Report the count of lines that carry the string "components", and add nothing.

» **GIVEN DATA**
================================

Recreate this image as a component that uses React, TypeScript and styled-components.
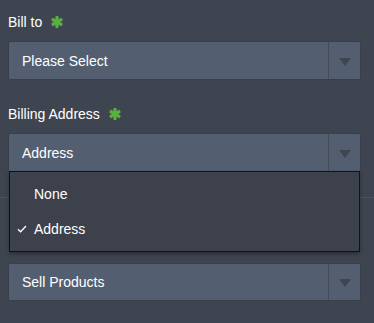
import React from 'react';
import styled, { createGlobalStyle } from 'styled-components';

const GlobalStyle = createGlobalStyle`
	body {
		margin: 0;
		background: #3f4550;
		font-family: "Liberation Sans", Arial, sans-serif;
		color: #fff;
	}
`;

const Page = styled.div`
	padding: 0 13px 0 8px;
`;

const Section = styled.div<{ $top: number; $bottom: number; $line?: boolean }>`
	padding-top: ${(p) => p.$top}px;
	padding-bottom: ${(p) => p.$bottom}px;
	margin: 0 -13px 0 -8px;
	padding-left: 8px;
	padding-right: 13px;
	border-bottom: ${(p) => (p.$line ? '1px solid #4d535e' : 'none')};
`;

const Label = styled.div`
	display: flex;
	align-items: center;
	gap: 9px;
	height: 20px;
	font-size: 14px;
	margin-bottom: 9px;
`;

const Select = styled.div<{ $h: number }>`
	position: relative;
	display: flex;
	height: ${(p) => p.$h}px;
	box-sizing: border-box;
	background: #535f70;
	border: 1px solid #3a4049;
	border-radius: 2px;
	font-size: 14px;
`;

const Value = styled.div`
	flex: 1;
	display: flex;
	align-items: center;
	padding-left: 13px;
`;

const ArrowZone = styled.div`
	width: 31px;
	display: flex;
	align-items: center;
	justify-content: center;
	border-left: 1px solid #454c58;
	padding-top: 2px;
`;

const Triangle = styled.span`
	width: 0;
	height: 0;
	border-left: 6px solid transparent;
	border-right: 6px solid transparent;
	border-top: 8px solid #3f4551;
`;

const Menu = styled.ul`
	position: absolute;
	top: 100%;
	left: 0;
	right: 0;
	z-index: 5;
	margin: 0;
	padding: 4px 0 5px;
	list-style: none;
	background: #3c414b;
	border: 1px solid #101215;
	box-shadow: 0 2px 4px rgba(0, 0, 0, 0.35);
`;

const Item = styled.li`
	position: relative;
	height: 35px;
	display: flex;
	align-items: center;
	padding-left: 24px;
	font-size: 14px;
`;

const Check = styled.span`
	position: absolute;
	left: 7px;
	top: 50%;
	transform: translateY(-50%);
	display: flex;
`;

function Required() {
	return (
		<svg width="12" height="12" viewBox="0 0 12 12">
			<g fill="#5ab040">
				<rect x="4.4" y="0" width="3.2" height="12" rx="0.8" />
				<rect x="4.4" y="0" width="3.2" height="12" rx="0.8" transform="rotate(60 6 6)" />
				<rect x="4.4" y="0" width="3.2" height="12" rx="0.8" transform="rotate(-60 6 6)" />
			</g>
		</svg>
	);
}

type FieldProps = { label?: string; value: string; open?: boolean; h?: number };

function Field({ label, value, open, h = 39 }: FieldProps) {
	return (
		<>
			{label && (
				<Label>
					{label}
					<Required />
				</Label>
			)}
			<Select $h={h}>
				<Value>{value}</Value>
				<ArrowZone>
					<Triangle />
				</ArrowZone>
				{open && (
					<Menu>
						<Item>None</Item>
						<Item>
							<Check>
								<svg width="10" height="8" viewBox="0 0 10 8">
									<path d="M1 4.2 L3.6 6.8 L9 1" fill="none" stroke="#fff" strokeWidth="1.3" />
								</svg>
							</Check>
							Address
						</Item>
					</Menu>
				)}
			</Select>
		</>
	);
}

function App() {
	return (
		<>
			<GlobalStyle />
			<Page>
				<Section $top={12} $bottom={0}>
					<Field label="Bill to" value="Please Select" />
				</Section>
				<Section $top={24} $bottom={25} $line>
					<Field label="Billing Address" value="Address" open />
				</Section>
				<Section $top={65} $bottom={20}>
					<Field value="Sell Products" h={38} />
				</Section>
			</Page>
		</>
	);
}

export default App;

================================

» **FINAL ANSWER**
2